No more ‘business as usual’

Carolyn Eastman describes herself as a bit of a risk-taker who loves a challenge. Good thing — since two years ago she married a commercial fisherman of 25 years who gillnets for groundfish and shrimp out of Seabrook, N.H., and faces a potential 70 percent cut to his 2010 catch.

New England fisheries managers passed a new plan for the 2010 season that begins 1 May and includes further cuts to fishing to aid rebuilding groundfish stocks — though many stocks have shown bright spots. At the same time, New England is transitioning to a catch-share fisheries management system.

When the dust settles, Eastman and her husband, Ed, hope to still be standing and fishing. So they are working to re-invent their fishing business to sell direct to the consumer whenever possible.

“When the fishermen tell me ‘you can’t do that,’ I say ‘yes, I can,’ and I try it out and if doesn’t work I change,” said Eastman, who draws on previous career experience in middle school and adult education.

The Eastmans’ reinvention has meant opening a fish market in May 2009 with processing capability and buying a 20-foot refrigerated truck. “We’re gearing up for complete independence as much as we can,” said Eastman. “We’re trying to work smarter.”

It also means selling shrimp, filleted groundfish and even “racks,” or fish carcasses, at farmers’ markets, where a more “adventurous” consumer shops. Said Eastman: “We were just selling to the wrong people.” Even through the winter, 60 vendors including Eastman gather at the local high school every couple of weeks for a farmers’ market.

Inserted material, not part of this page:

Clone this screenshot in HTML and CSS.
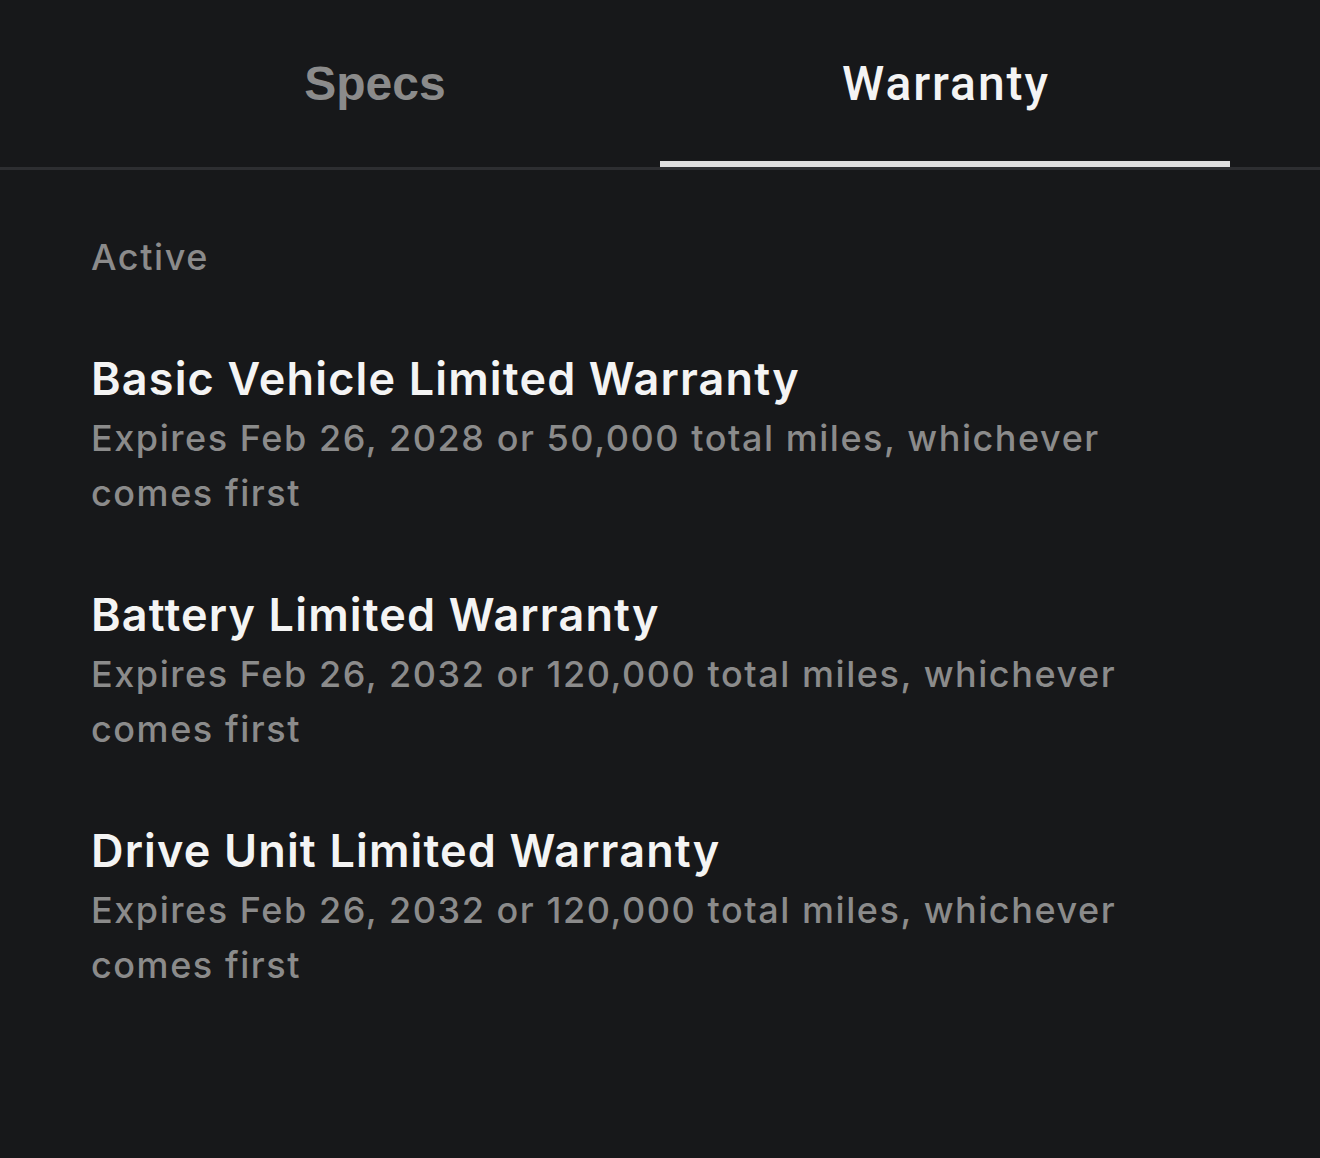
FILE: index.html
```html
<!DOCTYPE html>
<html lang="en">
<head>
<meta charset="utf-8">
<title>Warranty</title>
<link rel="stylesheet" href="styles.css">
</head>
<body>
<header class="tabs">
  <div class="tab tab-specs">Specs</div>
  <div class="tab tab-active">Warranty</div>
</header>
<main class="content">
  <div class="section-label">Active</div>
  <ul class="warranty-list">
    <li class="warranty">
      <div class="warranty-title">Basic Vehicle Limited Warranty</div>
      <div class="warranty-desc">Expires Feb 26, 2028 or 50,000 total miles, whichever comes first</div>
    </li>
    <li class="warranty">
      <div class="warranty-title">Battery Limited Warranty</div>
      <div class="warranty-desc">Expires Feb 26, 2032 or 120,000 total miles, whichever comes first</div>
    </li>
    <li class="warranty">
      <div class="warranty-title">Drive Unit Limited Warranty</div>
      <div class="warranty-desc">Expires Feb 26, 2032 or 120,000 total miles, whichever comes first</div>
    </li>
  </ul>
</main>
</body>
</html>
```

FILE: styles.css
```css
html, body {
  margin: 0;
  padding: 0;
  background: #17181a;
}
body {
  min-height: 1158px;
  font-family: Inter, "Noto Sans", sans-serif;
  color: #f4f4f4;
}
.tabs {
  display: flex;
  padding: 0 90px;
  border-bottom: 3px solid #2d2e31;
}
.tab {
  flex: 1;
  text-align: center;
  font-size: 48px;
  line-height: 56px;
  padding-top: 56px;
  padding-bottom: 49px;
  border-bottom: 6px solid transparent;
}
.tab-specs {
  font-family: "Liberation Sans", Arial, sans-serif;
  font-weight: 700;
  color: #8b8b8b;
}
.tab-active {
  font-family: Roboto, "Liberation Sans", sans-serif;
  font-weight: 500;
  letter-spacing: 1.9px;
  text-indent: 1.9px;
  color: #f4f4f4;
  border-bottom-color: #dedede;
}
.content {
  padding: 60px 91px 0;
  max-width: 1080px;
}
.section-label {
  font-size: 36px;
  line-height: 55px;
  font-weight: 500;
  letter-spacing: 1.6px;
  color: #8b8b8b;
}
.warranty-list {
  list-style: none;
  margin: 64px 0 0;
  padding: 0;
  display: flex;
  flex-direction: column;
  gap: 64px;
}
.warranty-title {
  font-size: 45px;
  line-height: 60px;
  font-weight: 600;
  letter-spacing: 1.15px;
  color: #f4f4f4;
}
.warranty-desc {
  margin-top: 2px;
  font-size: 36px;
  line-height: 55px;
  font-weight: 500;
  letter-spacing: 1.55px;
  color: #8b8b8b;
}
```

They also started a community-supported fisheries (CSF) program in summer 2009, based on the community-supported agriculture model, in which consumers purchase a share of the harvest at a price that’s often less than the grocery store and puts more money into the fisherman’s pocket.

(Their T-shirt slogan and rallying cry: “It’s no fish you’re buyin’, it’s men’s lives” – Sir Walter Scott, 1816.)

Fifty people signed up for the CSF last summer. By the fall, 150 had signed up for the shrimp season. This year, 500 people want a spot.

Eastman isn’t yet taking their money, yet, until the regulatory picture comes into better focus and she knows what she can deliver to this new base of customers.

What the Eastmans are living day-to-day is the tough stuff of reaching toward sustainability. As New England cuts the catch rate on some species and moves to the new, catch-share system — widely endorsed by scientists as smart and sustainable fisheries management — there will undoubtedly be more pain in fishing communities.
 
And more hard work for those who want to keep fishing and must innovate, finding ways to increase the value of their catch. They must step away from the commodity market and adopt a mindset that their harvest is a precious, specialty product.

“If we can’t do business differently, we’re done,” says Eastman.

At the farmer’s market and through the CSF, Eastman sells ocean perch, hake and Atlantic pollock — historically considered low-value fish. But as Eastman works one-on-one with more adventurous consumers, explaining how to cook and enjoy these fish, they’re selling well.  Some consumers are rewarding her effort, to satisfy their own taste buds, not just their consciences. New England buyers can support the Eastmans’ effort, too. At the very least, when buyers capitalize on the marketing cache of “local,” they are hopefully taking care to ensure fishermen are seeing the fruit of some of that added value, not just the same old commodity prices.

Eastman would love to see consumers asking questions of their supermarket seafood clerks: “How much of this price-per-pound I’m paying for local fish is going back to the fisherman?”

Let’s face it — most consumers don’t have the time or the inclination to ask their clerks such questions and most clerks won’t have the answers.

Yet this is a critical point. Buyers know those answers. And buyers truly committed to a sustainable future for seafood would be wise to partner with their local fishermen whenever they can, not only to promote their catch as something special but to ensure the fishermen are seeing some of that return in their pockets.

We can’t have a sustainable future of the U.S. seafood supply without rebuilt, healthy domestic fisheries — and fishermen to bring in the harvest.